Of the 4254 board seats of companies across the Gulf, just 63 are held by women according to research report Power Matters: A Survey of GCC Boards from The National Investor and Hawkamah, The Institute for Corporate Governance.

That represents just 1.5% of the total. The figure is in stark contrast to the 13.6% female representation in American boardrooms and 22% in Norway.

Better representation of women at board level in the GCC is not just a battle of the sexes. Research indicates that women add a different perspective to the workplace, bringing in new skill sets and adding value to the corporate decision-making process with a direct impact on the balance sheet.

"This is not a gender issue of representation; it's a question of different sets of skills and abilities. Research shows that diversity can add value to boards," agrees William Foster, executive director of the Mudara Institute of Directors.

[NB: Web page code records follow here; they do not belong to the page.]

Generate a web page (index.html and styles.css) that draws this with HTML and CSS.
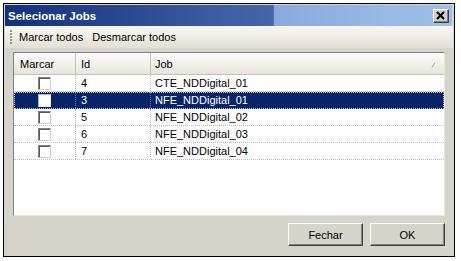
FILE: index.html
```html
<!DOCTYPE html>
<html>
<head>
<meta charset="utf-8">
<link rel="stylesheet" href="styles.css">
</head>
<body>
<div class="dialog">
  <div class="titlebar">
    <span class="title">Selecionar Jobs</span>
    <span class="close"><svg width="10" height="9" viewBox="0 0 10 9"><path d="M1 1 L8 8 M8 1 L1 8" stroke="#000" stroke-width="2"/></svg></span>
  </div>
  <div class="toolbar">
    <span class="grip"></span>
    <span class="tool">Marcar todos</span>
    <span class="tool">Desmarcar todos</span>
  </div>
  <div class="grid">
    <div class="row head">
      <div class="cell">Marcar</div>
      <div class="cell">Id</div>
      <div class="cell jobhead">Job<svg class="sort" width="5" height="6" viewBox="0 0 5 6"><path d="M1 5.5 L4 0.5" stroke="#a0a0a0" stroke-width="1"/></svg></div>
    </div>
    <div class="row">
      <div class="cell chk"><span class="box"></span></div>
      <div class="cell">4</div>
      <div class="cell">CTE_NDDigital_01</div>
    </div>
    <div class="row sel">
      <div class="cell chk"><span class="box"></span></div>
      <div class="cell">3</div>
      <div class="cell">NFE_NDDigital_01</div>
    </div>
    <div class="row">
      <div class="cell chk"><span class="box"></span></div>
      <div class="cell">5</div>
      <div class="cell">NFE_NDDigital_02</div>
    </div>
    <div class="row">
      <div class="cell chk"><span class="box"></span></div>
      <div class="cell">6</div>
      <div class="cell">NFE_NDDigital_03</div>
    </div>
    <div class="row">
      <div class="cell chk"><span class="box"></span></div>
      <div class="cell">7</div>
      <div class="cell">NFE_NDDigital_04</div>
    </div>
  </div>
  <div class="buttons">
    <span class="btn">Fechar</span>
    <span class="btn">OK</span>
  </div>
</div>
</body>
</html>
```
FILE: styles.css
```css
html, body {
  margin: 0;
  padding: 0;
  background: #ffffff;
}
body {
  padding: 3px 0 0 3px;
  font-family: "Liberation Sans", Arial, sans-serif;
  font-size: 11px;
  color: #000;
}
.dialog {
  width: 448px;
  height: 250px;
  border: 1px solid #000;
  background: #d6d3cb;
  padding: 1px;
  box-sizing: content-box;
  display: flex;
  flex-direction: column;
}
.dialog > * { flex: none; }
.titlebar {
  height: 21px;
  margin: 0 1px 0 0;
  display: flex;
  align-items: center;
  justify-content: space-between;
  padding: 0 3px 0 3px;
  background: linear-gradient(90deg, #14307a 0%, #3a5aa2 45%, #4666aa 60%, #8aaade 60.3%, #a0c0ea 100%);
}
.title {
  color: #fff;
  font-weight: bold;
  font-size: 11.5px;
  padding-top: 1px;
}
.close {
  width: 14px;
  height: 12px;
  background: #d4d0c8;
  border: 1px solid;
  border-color: #fff #404040 #404040 #fff;
  box-shadow: inset -1px -1px 0 #808080;
  display: flex;
  align-items: center;
  justify-content: center;
}
.toolbar {
  height: 22px;
  display: flex;
  align-items: center;
  gap: 9px;
  padding-left: 5px;
  background: linear-gradient(180deg, #f7f6f2 0%, #eeece6 50%, #e2dfd7 100%);
  border-bottom: 1px solid #d8d5cd;
}
.grip {
  width: 2px;
  height: 14px;
  margin-right: -2px;
  background: repeating-linear-gradient(180deg, #9a9890 0 2px, transparent 2px 3px);
}
.tool { color: #000; }
.grid {
  margin: 3px 8px 0 8px;
  height: 162px;
  background: #fff;
  border: 1px solid;
  border-color: #808080 #e8e6e0 #e8e6e0 #808080;
}
.row {
  display: grid;
  grid-template-columns: 62px 75px 1fr;
  height: 17px;
  border-bottom: 1px dotted #bcbcbc;
  box-sizing: border-box;
}
.cell {
  display: flex;
  align-items: center;
  padding-left: 5px;
  border-right: 1px dotted #bcbcbc;
  white-space: nowrap;
}
.cell:last-child { border-right: none; padding-left: 4px; }
.row.head {
  height: 22px;
  border-bottom: 1px solid #c4c1b8;
  background: linear-gradient(180deg, #fbfbf9 0%, #f1efe9 60%, #e6e3dc 100%);
}
.row.head .cell {
  border-right: 1px solid #c4c1b8;
  padding-top: 1px;
}
.row.head .cell:first-child { padding-left: 6px; }
.row.head .cell:last-child { border-right: none; }
.jobhead {
  justify-content: space-between;
  padding-right: 8px;
}
.sort { margin-top: 1px; }
.chk {
  justify-content: center;
  padding-left: 0;
}
.box {
  width: 11px;
  height: 11px;
  background: #fff;
  border: 1px solid;
  border-color: #808080 #d4d0c8 #d4d0c8 #808080;
  box-shadow: inset 1px 1px 0 #5a5a5a;
}
.row.sel {
  background: #0a246a;
  color: #fff;
  outline: 1px dotted #c8c8c8;
  outline-offset: -1px;
}
.row.sel .cell { border-right-color: #6070a0; }
.row.sel .box {
  border-color: #b0b0b0 #e8e8e8 #e8e8e8 #b0b0b0;
  box-shadow: none;
}
.buttons {
  display: flex;
  justify-content: flex-end;
  gap: 7px;
  margin: 7px 8px 0 0;
}
.btn {
  width: 73px;
  height: 21px;
  display: flex;
  align-items: center;
  justify-content: center;
  background: #d6d3cb;
  border: 1px solid;
  border-color: #fff #404040 #404040 #fff;
  box-shadow: inset -1px -1px 0 #808080;
  font-size: 11px;
}
```
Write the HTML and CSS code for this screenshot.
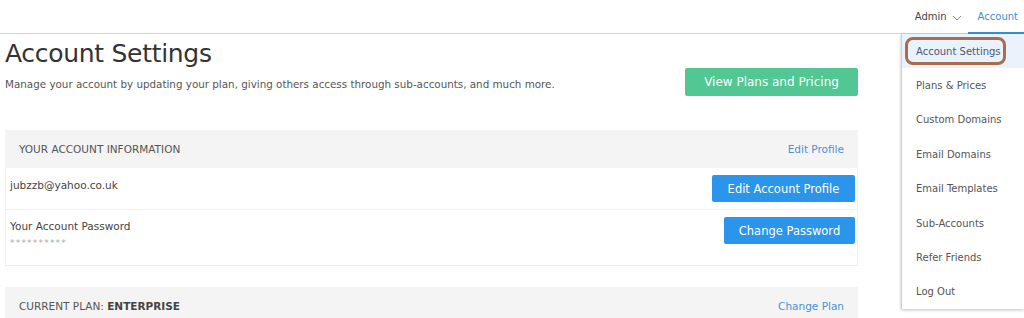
FILE: index.html
```html
<!DOCTYPE html>
<html>
<head>
<meta charset="utf-8">
<link rel="stylesheet" href="styles.css">
</head>
<body>
<header class="topbar">
  <div class="nav-admin">Admin <svg class="chev" width="10" height="6" viewBox="0 0 10 6"><path d="M1 1 L5 5 L9 1" fill="none" stroke="#888" stroke-width="1"/></svg></div>
  <div class="nav-account">Account</div>
</header>
<main class="page">
  <section class="content">
    <div class="intro">
      <div class="intro-text">
        <h1 class="title">Account Settings</h1>
        <p class="subtitle">Manage your account by updating your plan, giving others access through sub-accounts, and much more.</p>
      </div>
      <button class="btn btn-green">View Plans and Pricing</button>
    </div>
    <div class="card">
      <div class="card-head"><span class="card-title">YOUR ACCOUNT INFORMATION</span><a class="link">Edit Profile</a></div>
      <div class="card-body">
        <div class="row row-email">
          <div class="row-label">jubzzb@yahoo.co.uk</div>
          <button class="btn btn-blue btn-edit">Edit Account Profile</button>
        </div>
        <div class="row row-pass">
          <div class="row-text">
            <div class="row-label">Your Account Password</div>
            <div class="mask">**********</div>
          </div>
          <button class="btn btn-blue btn-pass">Change Password</button>
        </div>
      </div>
    </div>
    <div class="card card-plan">
      <div class="card-head"><span class="card-title">CURRENT PLAN: <b>ENTERPRISE</b></span><a class="link">Change Plan</a></div>
    </div>
  </section>
  <nav class="dropdown">
    <div class="dd-item active">Account Settings<span class="annot"></span></div>
    <div class="dd-item">Plans &amp; Prices</div>
    <div class="dd-item">Custom Domains</div>
    <div class="dd-item">Email Domains</div>
    <div class="dd-item">Email Templates</div>
    <div class="dd-item">Sub-Accounts</div>
    <div class="dd-item">Refer Friends</div>
    <div class="dd-item">Log Out</div>
  </nav>
</main>
</body>
</html>
```
FILE: styles.css
```css
* { box-sizing: border-box; }
html, body { margin: 0; padding: 0; background: #fff; }
body {
  width: 1024px;
  height: 318px;
  overflow: hidden;
  font-family: "DejaVu Sans", Verdana, sans-serif;
  color: #555;
  position: relative;
}
.topbar {
  height: 34px;
  border-bottom: 1px solid #d4d4d4;
  display: flex;
  justify-content: flex-end;
  align-items: stretch;
  font-size: 10px;
}
.nav-admin {
  display: flex;
  align-items: center;
  gap: 5px;
  color: #444;
  padding-right: 6px;
}
.chev { margin-top: 2px; }
.nav-account {
  display: flex;
  align-items: center;
  color: #3a8fd4;
  padding: 0 6px 0 10px;
  border-bottom: 2px solid #3a8fd4;
  margin-bottom: -1px;
}
.page { position: relative; }
.content {
  width: 858px;
  padding-left: 5px;
}
.intro {
  display: flex;
  justify-content: space-between;
  align-items: flex-start;
}
.title {
  margin: 5px 0 0 0;
  font-size: 25px;
  font-weight: normal;
  color: #333;
  line-height: 30px;
  letter-spacing: -0.3px;
}
.subtitle {
  margin: 9px 0 0 0;
  font-size: 10.35px;
  color: #555;
}
.btn {
  border: none;
  color: #fff;
  font-family: "DejaVu Sans", Verdana, sans-serif;
  border-radius: 2px;
  padding: 0;
}
.btn-green {
  margin-top: 34px;
  width: 173px;
  height: 28px;
  background: #52c693;
  font-size: 12px;
}
.card {
  margin-top: 34px;
}
.card-head {
  height: 38px;
  background: #f4f4f4;
  display: flex;
  justify-content: space-between;
  align-items: center;
  padding: 0 14px;
  font-size: 10.5px;
}
.card-title { color: #555; }
.card-title b { color: #444; }
.link { color: #4a92d2; }
.card-body {
  border-left: 1px solid #f0f0f0;
  border-right: 1px solid #f0f0f0;
  border-bottom: 1px solid #ececec;
}
.row {
  display: flex;
  justify-content: space-between;
  align-items: flex-start;
  padding: 0 2px 0 4px;
  font-size: 10.5px;
  color: #444;
}
.row-email {
  height: 42px;
  border-bottom: 1px solid #f0f0f0;
  padding-top: 10px;
}
.row-email .row-label { margin-top: 1px; }
.btn-edit {
  margin-top: -3px;
  width: 143px;
  height: 27px;
  background: #2a95ea;
  font-size: 11.5px;
}
.row-pass {
  height: 55px;
  padding-top: 10px;
}
.mask {
  margin-top: 6px;
  color: #aaa;
  font-size: 9px;
  letter-spacing: 1.2px;
}
.btn-pass {
  margin-top: -3px;
  width: 131px;
  height: 27px;
  background: #2a95ea;
  font-size: 11.5px;
}
.card-plan { margin-top: 21px; }
.dropdown {
  position: absolute;
  top: 0;
  right: 0;
  width: 123px;
  background: #fff;
  border-left: 1px solid #d0d0d0;
  box-shadow: 0 1px 3px rgba(0,0,0,0.25);
}
.dd-item {
  position: relative;
  height: 34.4px;
  display: flex;
  align-items: center;
  padding-left: 14px;
  font-size: 10px;
  color: #555;
}
.dd-item.active {
  background: #eaf2fb;
  color: #4a5a70;
}
.annot {
  position: absolute;
  left: 3px;
  top: 3px;
  width: 101px;
  height: 28px;
  border: 3px solid #a86c50;
  border-radius: 8px;
}
```
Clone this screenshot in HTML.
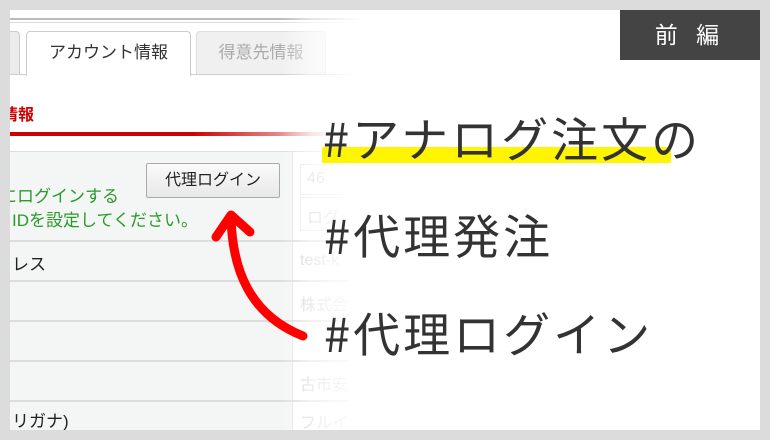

According to Catalyst, a non-profit organisation focused on women in the workplace, having women in the boardroom can significantly help improve financial performance.

In a study last year of the Fortune 500 companies, the group found that using return on equity as a measure of financial performance, companies with the highest percentage of female board members outperformed those with the least by an average of 53%.

"Women, for example, are better at employee relations and public relations in general than men so they bring a new perspective," agrees Dr Nasser Saïdi, chief economist at Dubai International Financial Centre.

Taking return on sales as a measure of corporate performance, companies with female members on the board outperformed their male-dominated counterparts by 42%. The report also finds that those companies with at least three female directors had notably stronger financial performance.

"It is not clear which way this goes. It could be that women do better financially and operationally or that well performing companies attract women," says Saïdi.

According to McKinsey & Company Middle East, soaring GDP growth across the Gulf region will raise average per capita income by over 80%, from less than US$20,000 to more than US$35,000.

But it's not just men who are benefiting from the regional economic boom. London-based fund management firm, Bramdean, estimates US$40bn of personal wealth in the Gulf is owned by women, up to 60% of which is held in cash.

While undeniably much of this wealth comes from the region's hugely successful family businesses, the number of females earning a high level of income is growing.

High-ranking female business leaders in the GCC include Dr Nahed Mohammed Taher, founder and CEO of closely-held Gulf One Investment Bank in Saudi Arabia, Salma Ali Saif Bin Hareb, CEO of the Jebel Ali Free Zone Authority in the UAE and Sheikha Lubna Khalid Sultan Al Qasimi, the first woman to hold a ministerial post in the UAE.